By stepping up to offer disinfecting services, Timberline Landscaping has avoided needing to lay off or furlough workers in Colorado.
Photo courtesy of Timberline Landscaping

by Enrico Villamaino

Amid the ongoing COVID-19 pandemic, many businesses are scrambling to adapt to a marketplace very different from the one in which they were operating just a few short weeks ago.

Timberline Landscaping of Colorado Springs, CO, is taking the initiative to maintain its revenues, keep people on the payroll and offer a service badly needed by its community. Timberline is now offering disinfecting services throughout the El Paso County region.

Joshua Pool, who has served as Timberline’s chief operating officer for three years, stated it’s a move borne of necessity. “Judd Bryarly, our CEO, was trying to come up with a way to keep on all of our workers. At the moment, the new landscape installation and maintenance branches of our company are holding pretty steady, with both our commercial and residential clients. But we’ve had to cut out the renovation part of the business right now. That hurts us.”

Timberline has 190 employees at present, but that number usually swells to 220 during the peak season (the end of April through November).

In order to prevent laying off a number of its staff, Timberline is offering public and private clients the opportunity to have their properties and facilities disinfected. Pool said, “We were thinking playgrounds, benches, tables, picnic structures, handrails, bicycle racks, trash cans – anything that could be considered a ‘high touch’ object or area.”

Timberline already had in stock all the personal protective equipment to do the work. “All we really needed to do was buy the disinfectant,” he said.

COVID-19 is classified as an enveloped virus. According to the EPA, enveloped viruses are highly susceptible to inactivation by disinfection. The structure of enveloped viruses includes a lipid envelope, which is effectively compromised by most disinfectants. Once the lipid envelope is exposed to a disinfectant, the virus’s ability to infect is neutralized.

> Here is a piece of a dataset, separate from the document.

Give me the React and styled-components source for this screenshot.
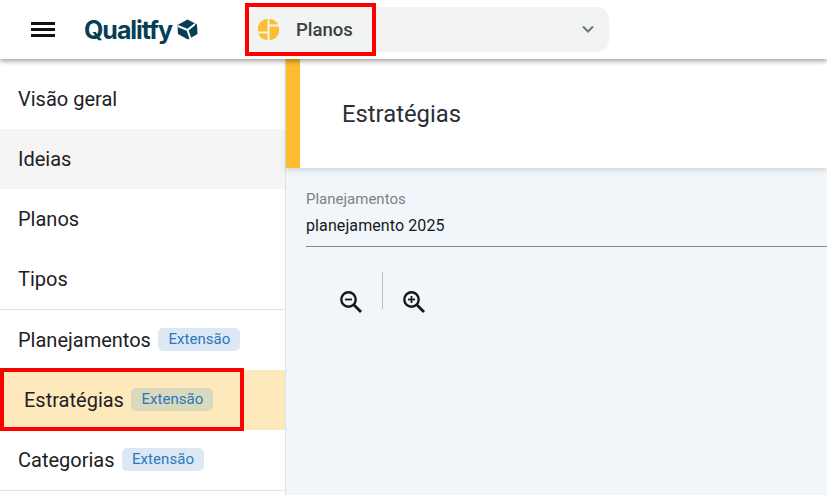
import styled, { createGlobalStyle } from "styled-components";

const GlobalStyle = createGlobalStyle`
  html, body {
    margin: 0;
    padding: 0;
    background: #fff;
    font-family: Roboto, "Liberation Sans", sans-serif;
  }
  * { box-sizing: border-box; }
`;

const Page = styled.div`
  width: 827px;
  height: 495px;
  overflow: hidden;
  position: relative;
  display: flex;
  flex-direction: column;
`;

const Header = styled.header`
  height: 59px;
  flex: none;
  display: flex;
  align-items: center;
  background: #fff;
  box-shadow: 0 2px 5px rgba(0, 0, 0, 0.4);
  position: relative;
  z-index: 2;
  padding-left: 31px;
`;

const Burger = styled.div`
  width: 24px;
  height: 15px;
  display: flex;
  flex-direction: column;
  justify-content: space-between;
  margin-right: 29px;
  span {
    display: block;
    height: 3px;
    background: #111;
  }
`;

const Logo = styled.div`
  display: flex;
  align-items: center;
  width: 161px;
  color: #063e56;
  font-family: Inter, sans-serif;
  font-weight: 700;
  font-size: 25px;
  letter-spacing: -1.05px;
  gap: 5px;
`;

const AppSelect = styled.div`
  width: 364px;
  height: 45px;
  border-radius: 12px;
  background: #f2f4f4;
  display: flex;
  align-items: center;
  padding: 0 14px 0 13px;
  font-size: 18.5px;
  font-weight: 500;
  color: #3c4043;
  span { margin-left: 17px; flex: 1; }
`;

const Body = styled.div`
  flex: 1;
  display: flex;
  min-height: 0;
`;

const Sidebar = styled.nav`
  width: 286px;
  flex: none;
  background: #fff;
  border-right: 1px solid #dfe1e3;
  padding-top: 10px;
`;

const Group = styled.div`
  border-bottom: 1px solid #e0e0e0;
`;

const Item = styled.div`
  height: 60px;
  display: flex;
  align-items: center;
  gap: 7px;
  padding-left: ${(p) => (p.$active ? "24px" : "18px")};
  font-size: 20px;
  color: #1d2126;
  background: ${(p) => (p.$active ? "#fee9bd" : p.$hover ? "#f5f5f5" : "transparent")};
`;

const Badge = styled.span`
  height: 23px;
  margin-top: -2px;
  padding: 0 9.5px 0 10.5px;
  display: flex;
  align-items: center;
  border-radius: 5px;
  font-size: 15px;
  letter-spacing: 0.05px;
  color: #2a78bd;
  background: ${(p) => (p.$active ? "#d8d9bd" : "#dce9f4")};
`;

const Main = styled.main`
  flex: 1;
  background: #f1f6fb;
`;

const TitleCard = styled.div`
  height: 109px;
  background: #fff;
  border-left: 14px solid #fdbd2e;
  box-shadow: 0 2px 6px rgba(0, 0, 0, 0.14);
  display: flex;
  align-items: center;
  padding-left: 42px;
  font-size: 23.8px;
  color: #2b2f33;
`;

const Field = styled.div`
  margin: 22px 0 0 20px;
  height: 57px;
  border-bottom: 1px solid #85898c;
`;

const FieldLabel = styled.div`
  font-size: 15px;
  line-height: 18px;
  color: #7d8184;
`;

const FieldValue = styled.div`
  margin-top: 8px;
  font-size: 16px;
  line-height: 19px;
  letter-spacing: 0.1px;
  color: #16191c;
`;

const Tools = styled.div`
  display: flex;
  align-items: flex-end;
  margin: 25px 0 0 53px;
`;

const ToolIcon = styled.div`
  height: 24px;
  margin-bottom: -5px;
`;

const Sep = styled.div`
  width: 1px;
  height: 37px;
  background: #b9bcbf;
  margin: 0 19px 0 19px;
`;

const Highlight = styled.div`
  position: absolute;
  left: ${(p) => p.$x}px;
  top: ${(p) => p.$y}px;
  width: ${(p) => p.$w}px;
  height: ${(p) => p.$h}px;
  border: 4px solid #fe0000;
  z-index: 5;
`;

const LogoMark = () => (
  <svg width="21" height="21" viewBox="0 0 21 21">
    <path d="M10.5 0.5 L20 5.5 L20.5 15 L11 20.5 L1 15 L0.5 6 Z" fill="#063e56" />
    <path
      d="M1 7 L10.5 11 L18 5 M10.5 11 L13.5 20"
      fill="none"
      stroke="#fff"
      strokeWidth="2"
    />
  </svg>
);

const PlanIcon = () => (
  <svg width="21" height="21" viewBox="0 0 21 21">
    <clipPath id="plan-disc">
      <rect x="0" y="0" width="21" height="21" rx="9" />
    </clipPath>
    <g clipPath="url(#plan-disc)" fill="#fdbd2e">
      <rect x="0" y="0" width="9.5" height="12.5" />
      <rect x="0" y="14.5" width="9.5" height="6.5" />
      <rect x="11.5" y="0" width="9.5" height="5.5" />
      <rect x="11.5" y="7.5" width="9.5" height="13.5" />
    </g>
  </svg>
);

const Chevron = () => (
  <svg width="14" height="9" viewBox="0 0 14 9">
    <path d="M2 1.5 L7 6.5 L12 1.5" fill="none" stroke="#6f7678" strokeWidth="2" />
  </svg>
);

const Zoom = ({ plus }) => (
  <svg width="24" height="24" viewBox="0 0 24 24">
    <circle cx="9.5" cy="9.5" r="7.2" fill="none" stroke="#16191c" strokeWidth="2.4" />
    <path d="M14.8 14.8 L22 22" stroke="#16191c" strokeWidth="2.8" />
    <path d="M6 9.5 H13" stroke="#16191c" strokeWidth="1.8" />
    {plus && <path d="M9.5 6 V13" stroke="#16191c" strokeWidth="1.8" />}
  </svg>
);

const App = () => {
  return (
    <Page>
      <GlobalStyle />
      <Header>
        <Burger>
          <span />
          <span />
          <span />
        </Burger>
        <Logo>
          Qualitfy
          <LogoMark />
        </Logo>
        <AppSelect>
          <PlanIcon />
          <span>Planos</span>
          <Chevron />
        </AppSelect>
      </Header>
      <Body>
        <Sidebar>
          <Group>
            <Item>Visão geral</Item>
            <Item $hover>Ideias</Item>
            <Item>Planos</Item>
            <Item>Tipos</Item>
          </Group>
          <Group>
            <Item>
              Planejamentos <Badge>Extensão</Badge>
            </Item>
            <Item $active>
              Estratégias <Badge $active>Extensão</Badge>
            </Item>
            <Item>
              Categorias <Badge>Extensão</Badge>
            </Item>
          </Group>
        </Sidebar>
        <Main>
          <TitleCard>Estratégias</TitleCard>
          <Field>
            <FieldLabel>Planejamentos</FieldLabel>
            <FieldValue>planejamento 2025</FieldValue>
          </Field>
          <Tools>
            <ToolIcon>
              <Zoom />
            </ToolIcon>
            <Sep />
            <ToolIcon>
              <Zoom plus />
            </ToolIcon>
          </Tools>
        </Main>
      </Body>
      <Highlight $x={245} $y={3} $w={131} $h={53} />
      <Highlight $x={0} $y={368} $w={244} $h={63} />
    </Page>
  );
};

export default App;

“We’re getting disinfecting work from our existing client base,” Pool explained, adding that it is slow going. “There hasn’t been as much of a push to disinfect playgrounds as we had hoped right now, because a lot the objects that might need it are closed off.”

He hopes that as social distancing requirements become less strict, the need for more disinfecting work will rise. “We’ll be glad to help out,” he said.